**Challenge**
Pull out all lines from the listing below in which the word "Tailwind" appears.

**Provided data**
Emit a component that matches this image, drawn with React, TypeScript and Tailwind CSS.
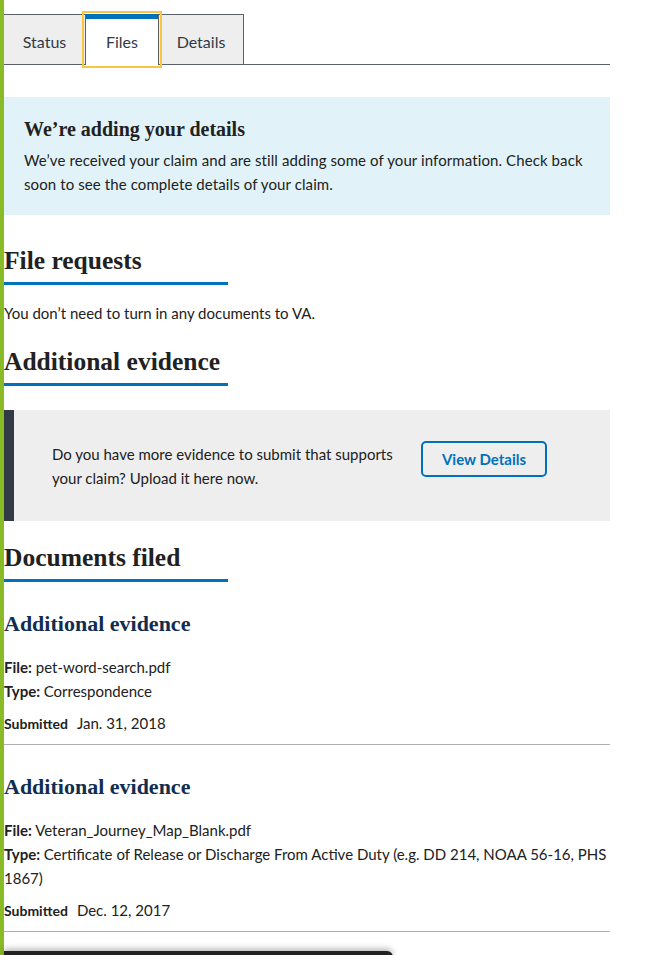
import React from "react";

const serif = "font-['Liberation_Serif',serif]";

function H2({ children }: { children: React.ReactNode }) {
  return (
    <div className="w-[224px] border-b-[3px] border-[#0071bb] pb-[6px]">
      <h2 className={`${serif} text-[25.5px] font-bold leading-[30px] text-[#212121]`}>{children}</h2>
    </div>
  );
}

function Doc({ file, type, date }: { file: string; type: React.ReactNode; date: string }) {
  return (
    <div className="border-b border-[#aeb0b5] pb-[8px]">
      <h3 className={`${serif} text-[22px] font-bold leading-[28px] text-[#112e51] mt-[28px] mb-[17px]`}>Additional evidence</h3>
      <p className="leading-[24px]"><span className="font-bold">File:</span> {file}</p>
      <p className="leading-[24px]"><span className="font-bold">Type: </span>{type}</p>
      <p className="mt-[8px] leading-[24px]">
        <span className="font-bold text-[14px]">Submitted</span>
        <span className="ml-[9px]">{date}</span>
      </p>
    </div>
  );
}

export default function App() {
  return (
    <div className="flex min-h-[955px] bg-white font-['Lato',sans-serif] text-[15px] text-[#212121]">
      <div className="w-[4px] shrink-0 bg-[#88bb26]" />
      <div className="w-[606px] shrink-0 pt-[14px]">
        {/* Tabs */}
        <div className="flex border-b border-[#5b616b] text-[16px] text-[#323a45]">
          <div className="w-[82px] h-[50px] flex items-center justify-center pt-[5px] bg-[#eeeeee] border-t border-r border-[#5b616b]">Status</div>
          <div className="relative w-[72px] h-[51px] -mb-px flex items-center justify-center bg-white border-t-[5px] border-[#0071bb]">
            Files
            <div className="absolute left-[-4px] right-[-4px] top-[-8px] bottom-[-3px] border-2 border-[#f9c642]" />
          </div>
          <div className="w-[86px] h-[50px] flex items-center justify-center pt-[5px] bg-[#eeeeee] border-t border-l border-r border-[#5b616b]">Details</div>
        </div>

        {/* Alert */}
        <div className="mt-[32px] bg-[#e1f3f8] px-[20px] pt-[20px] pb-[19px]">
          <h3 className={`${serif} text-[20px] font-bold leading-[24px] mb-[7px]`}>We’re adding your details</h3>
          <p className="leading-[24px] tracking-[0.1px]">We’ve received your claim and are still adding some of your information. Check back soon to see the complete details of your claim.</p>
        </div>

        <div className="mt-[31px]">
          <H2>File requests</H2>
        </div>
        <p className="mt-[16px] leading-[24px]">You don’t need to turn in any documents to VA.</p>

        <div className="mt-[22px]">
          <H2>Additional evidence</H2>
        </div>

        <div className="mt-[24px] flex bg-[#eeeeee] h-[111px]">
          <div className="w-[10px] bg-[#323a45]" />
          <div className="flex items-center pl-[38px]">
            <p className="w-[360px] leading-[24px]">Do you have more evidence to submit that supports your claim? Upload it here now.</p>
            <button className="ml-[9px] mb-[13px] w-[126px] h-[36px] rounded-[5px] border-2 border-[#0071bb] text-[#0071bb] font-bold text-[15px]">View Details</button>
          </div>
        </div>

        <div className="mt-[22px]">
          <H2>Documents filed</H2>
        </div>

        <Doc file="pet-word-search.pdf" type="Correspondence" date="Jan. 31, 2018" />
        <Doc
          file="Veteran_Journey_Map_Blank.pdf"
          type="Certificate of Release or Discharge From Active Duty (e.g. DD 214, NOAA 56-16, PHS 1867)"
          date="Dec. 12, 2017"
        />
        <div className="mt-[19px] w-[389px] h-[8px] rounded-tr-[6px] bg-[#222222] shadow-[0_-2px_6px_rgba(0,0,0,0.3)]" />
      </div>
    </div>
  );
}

==

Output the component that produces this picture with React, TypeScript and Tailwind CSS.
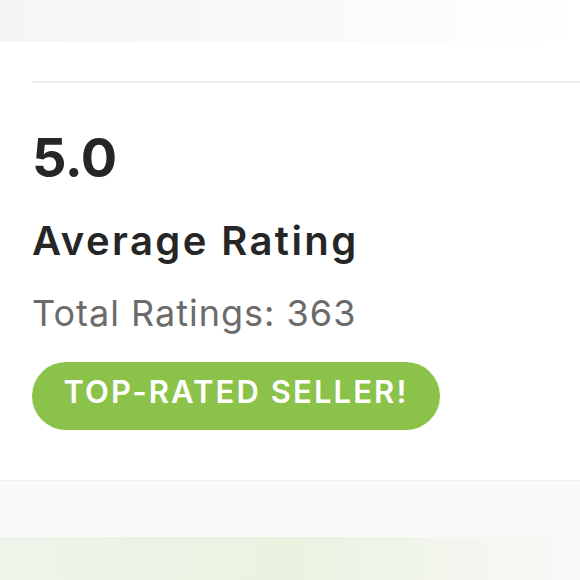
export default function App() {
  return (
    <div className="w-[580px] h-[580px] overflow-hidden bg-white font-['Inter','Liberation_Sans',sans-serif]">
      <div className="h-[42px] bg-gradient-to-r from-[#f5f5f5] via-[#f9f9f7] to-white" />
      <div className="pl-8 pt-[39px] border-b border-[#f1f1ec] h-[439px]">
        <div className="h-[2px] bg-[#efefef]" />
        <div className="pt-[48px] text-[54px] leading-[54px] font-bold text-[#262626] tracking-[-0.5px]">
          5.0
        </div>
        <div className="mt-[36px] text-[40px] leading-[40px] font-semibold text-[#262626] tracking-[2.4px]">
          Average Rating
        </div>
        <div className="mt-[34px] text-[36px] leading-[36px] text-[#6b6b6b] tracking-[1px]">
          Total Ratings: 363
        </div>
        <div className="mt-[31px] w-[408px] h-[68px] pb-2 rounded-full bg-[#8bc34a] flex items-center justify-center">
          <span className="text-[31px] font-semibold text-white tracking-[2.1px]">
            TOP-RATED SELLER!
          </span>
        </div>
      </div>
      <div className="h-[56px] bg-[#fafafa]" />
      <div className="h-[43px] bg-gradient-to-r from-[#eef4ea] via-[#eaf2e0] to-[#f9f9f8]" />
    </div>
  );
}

...

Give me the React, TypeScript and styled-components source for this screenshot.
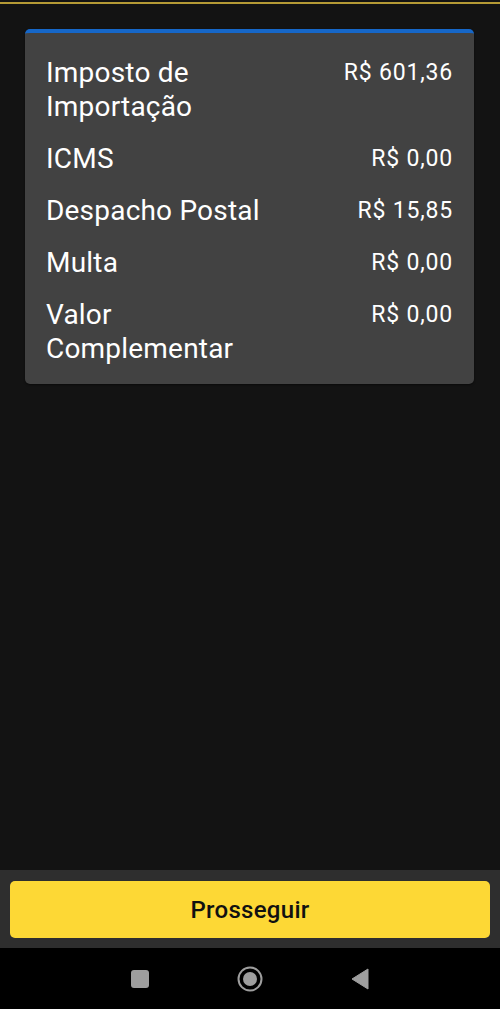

**Answer for the task**
Emit a component that matches this image, drawn with React, TypeScript and Tailwind CSS.
Output the component that produces this picture with React, TypeScript and Tailwind CSS.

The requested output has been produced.